Sessionization — Grouping Events into Sessions
Sessionization is the process of grouping a stream of timestamped user events into discrete "sessions" — periods of activity separated by gaps of inactivity. It's fundamental to web analytics, product analytics, and any system where user behaviour is tracked as events.

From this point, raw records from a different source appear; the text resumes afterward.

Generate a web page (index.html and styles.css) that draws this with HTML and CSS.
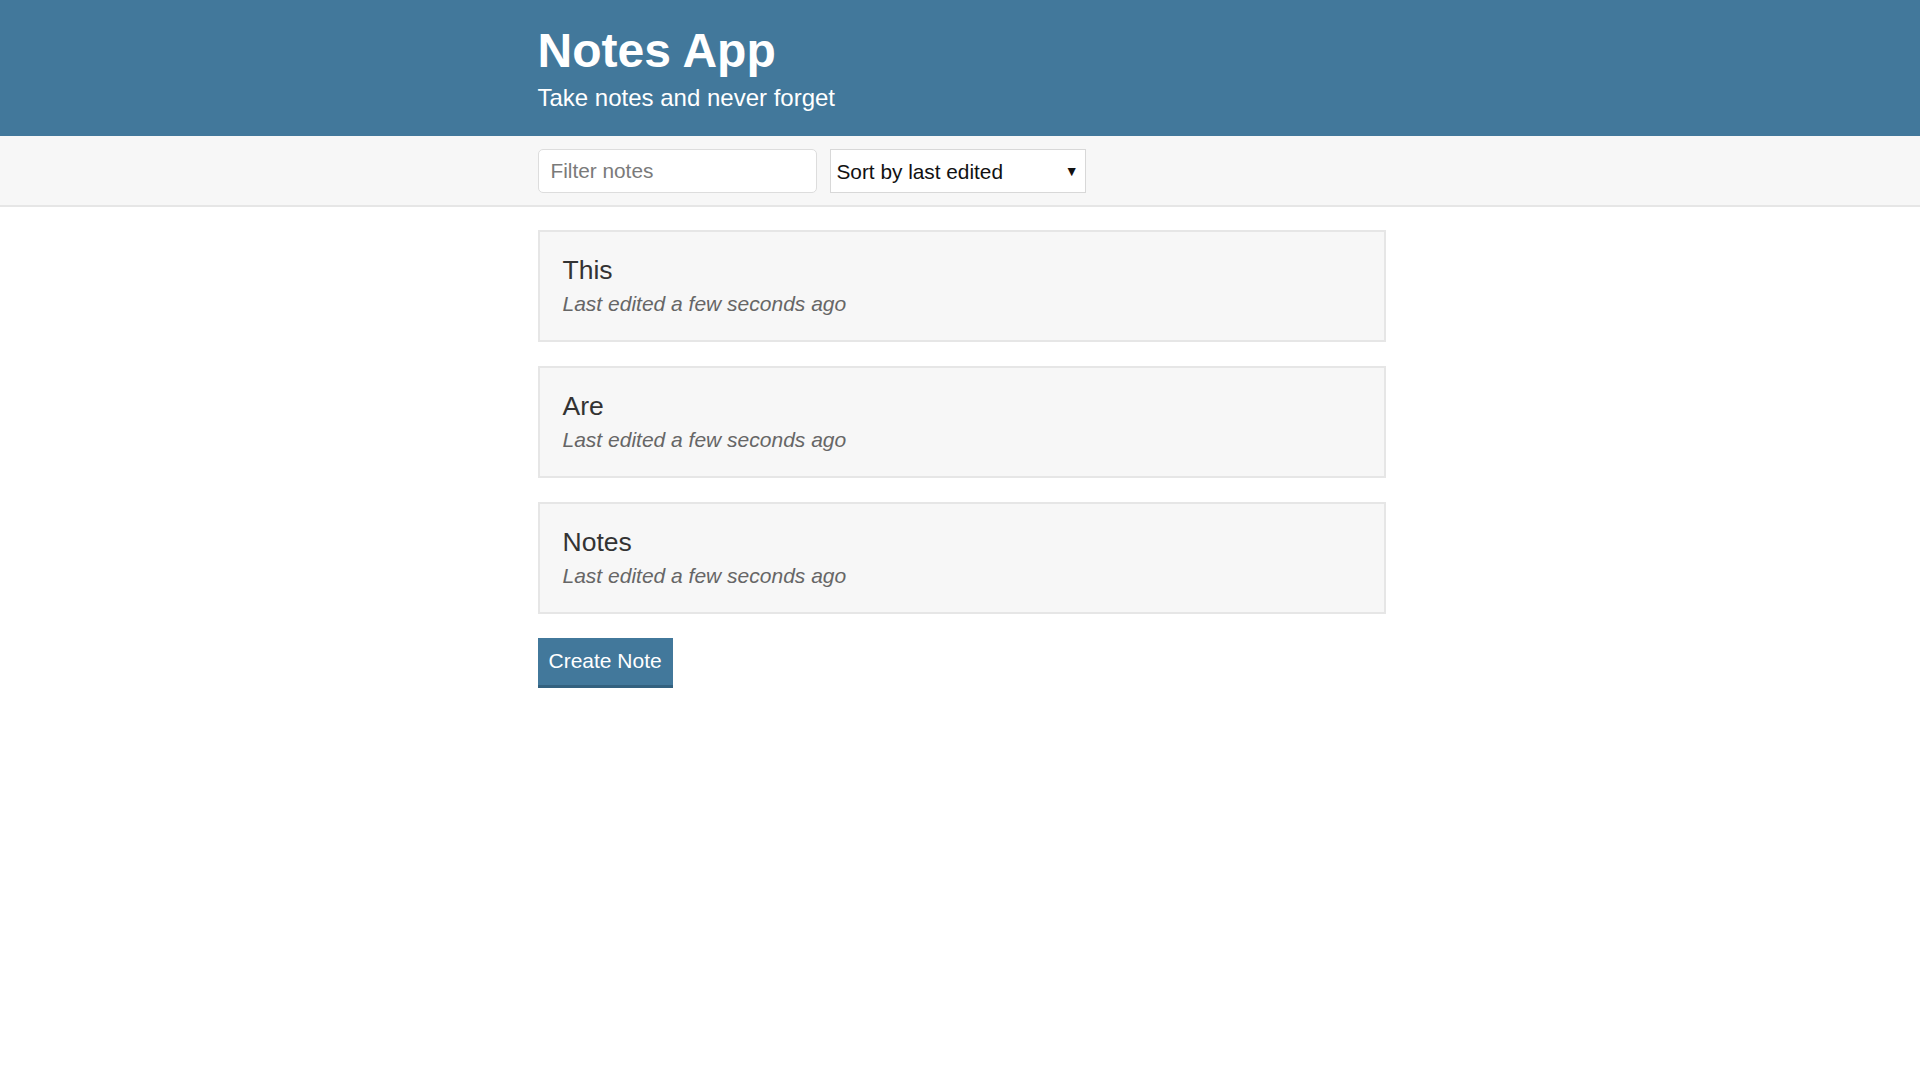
FILE: index.html
```html
<!DOCTYPE html>
<html>
<head>
    <meta charset="UTF-8" />
    <meta name="viewport" content="width=device-width, initial-scale=1.0"/>
    <title>Notes App</title>
    <link rel="stylesheet" href="styles.css">
</head>
<body>
    <header class="header">
        <div class="container">
            <h1 class="header-title">Notes App</h1>
            <p class="header-subtitle">Take notes and never forget</p>
        </div>
    </header>

    <div class="actions">
        <div class="container actions-row">
            <input class="input" type="text" placeholder="Filter notes">
            <div class="select-wrap">
                <select class="select">
                    <option>Sort by last edited</option>
                    <option>Sort by recently created</option>
                    <option>Sort alphabetically</option>
                </select>
            </div>
        </div>
    </div>

    <main class="container content">
        <!-- 笔记列表 -->
        <a class="note" href="#">
            <p class="note-title">This</p>
            <p class="note-meta">Last edited a few seconds ago</p>
        </a>
        <a class="note" href="#">
            <p class="note-title">Are</p>
            <p class="note-meta">Last edited a few seconds ago</p>
        </a>
        <a class="note" href="#">
            <p class="note-title">Notes</p>
            <p class="note-meta">Last edited a few seconds ago</p>
        </a>

        <button class="button">Create Note</button>
    </main>
</body>
</html>
```

FILE: styles.css
```css
/* 重置 */
* {
    margin: 0;
    padding: 0;
    box-sizing: border-box;
}
body {
    font-family: "Liberation Sans", Arial, sans-serif;
    color: #333333;
    background: #ffffff;
}
.container {
    max-width: 851px;
    margin: 0 auto;
    padding-left: 3px;
}

/* 顶部标题栏 */
.header {
    background: #42789b;
    color: #ffffff;
    padding: 23px 0 24px;
}
.header-title {
    font-size: 48px;
    line-height: 56px;
    font-weight: bold;
}
.header-subtitle {
    margin-top: 5px;
    font-size: 24px;
    line-height: 28px;
}

/* 过滤 + 排序 */
.actions {
    background: #f7f7f7;
    border-bottom: 2px solid #e6e6e6;
    padding: 13px 0 12px;
}
.actions-row {
    display: flex;
    gap: 13px;
}
.input {
    width: 279px;
    height: 44px;
    border: 1px solid #dddddd;
    border-radius: 5px;
    padding: 0 12px;
    font-family: inherit;
    font-size: 20.8px;
    color: #333333;
    background: #ffffff;
    outline: none;
}
.input::placeholder {
    color: #7a7a7a;
}
.select-wrap {
    position: relative;
}
.select-wrap::after {
    content: "▼";
    position: absolute;
    right: 7px;
    top: 50%;
    transform: translateY(-50%);
    font-size: 14px;
    line-height: 14px;
    color: #111111;
    pointer-events: none;
}
.select {
    -webkit-appearance: none;
    appearance: none;
    width: 256px;
    height: 44px;
    border: 1px solid #d8d8d8;
    border-radius: 0;
    padding: 0 6px;
    font-family: inherit;
    font-size: 20.8px;
    color: #111111;
    background: #ffffff;
    outline: none;
}

/* 笔记卡片 */
.content {
    padding-top: 23px;
}
.note {
    display: block;
    text-decoration: none;
    background: #f7f7f7;
    border: 2px solid #e6e6e6;
    padding: 22px 23px 23px;
    margin-bottom: 24px;
}
.note-title {
    font-size: 26.5px;
    line-height: 32px;
    color: #333333;
}
.note-meta {
    margin-top: 5px;
    font-size: 21px;
    line-height: 26px;
    font-style: italic;
    color: #666666;
}

/* 按钮 */
.button {
    font-family: inherit;
    font-size: 21px;
    line-height: 24px;
    color: #ffffff;
    background: #42789b;
    border: none;
    border-bottom: 3px solid #33617f;
    padding: 11px 11px 12px;
    cursor: pointer;
}
```
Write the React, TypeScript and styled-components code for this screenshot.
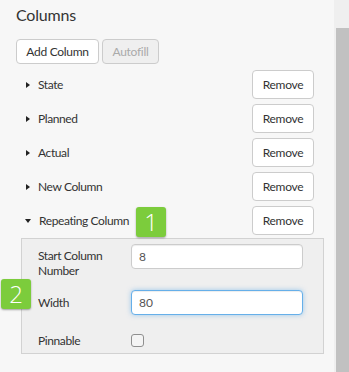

The standard definition: a session ends when a user is inactive for more than N minutes (commonly 30). Every event that falls within N minutes of the previous event belongs to the same session.
The data
The ShopMetrics events table tracks customer behaviour:
SELECT * FROM events ORDER BY customer_id, occurred_at LIMIT 10;
event_id | customer_id | event_type | page | occurred_at
----------+-------------+--------------+------------+----------------------------
1 | 1 | view | /products | 2025-10-01 09:00:00+00
2 | 1 | view | /product/3 | 2025-10-01 09:01:30+00
3 | 1 | add_to_cart | /product/3 | 2025-10-01 09:02:15+00
4 | 1 | view | /products | 2025-10-01 09:45:00+00 ← gap > 30min
5 | 1 | purchase | /checkout | 2025-10-01 09:47:22+00
...
Events 1–3 belong to session 1. A gap of 43 minutes before event 4 starts session 2.
Step 1: Identify session boundaries with LAG
For each event, check if the time since the previous event (by the same customer) exceeds the session timeout:
WITH event_gaps AS (
SELECT
event_id,
customer_id,
event_type,
occurred_at,
LAG(occurred_at) OVER (
PARTITION BY customer_id
ORDER BY occurred_at
) AS prev_event_time,
occurred_at - LAG(occurred_at) OVER (
PARTITION BY customer_id
ORDER BY occurred_at
) AS gap_to_prev
FROM events
)
SELECT
event_id,
customer_id,
event_type,
occurred_at,
gap_to_prev,
CASE
WHEN gap_to_prev IS NULL THEN 1 -- first event ever = new session
WHEN gap_to_prev > INTERVAL '30 minutes' THEN 1 -- gap too long = new session
ELSE 0
END AS is_session_start
FROM event_gaps
ORDER BY customer_id, occurred_at;
Step 2: Assign a session ID using a running sum of boundaries
Each session start gets a 1. A running sum of those 1s gives a monotonically increasing session counter — each new session gets the next number:
WITH event_gaps AS (
SELECT
event_id,
customer_id,
event_type,
page,
occurred_at,
CASE
WHEN LAG(occurred_at) OVER (PARTITION BY customer_id ORDER BY occurred_at) IS NULL
OR occurred_at - LAG(occurred_at) OVER (PARTITION BY customer_id ORDER BY occurred_at)
> INTERVAL '30 minutes'
THEN 1 ELSE 0
END AS is_session_start
FROM events
),
sessions AS (
SELECT
event_id,
customer_id,
event_type,
page,
occurred_at,
SUM(is_session_start) OVER (
PARTITION BY customer_id
ORDER BY occurred_at
ROWS BETWEEN UNBOUNDED PRECEDING AND CURRENT ROW
) AS session_num
FROM event_gaps
)
SELECT * FROM sessions ORDER BY customer_id, occurred_at;
SUM(is_session_start) OVER (...) accumulates the 1s — at each session boundary, the sum increments, giving all subsequent events (until the next boundary) the same session number.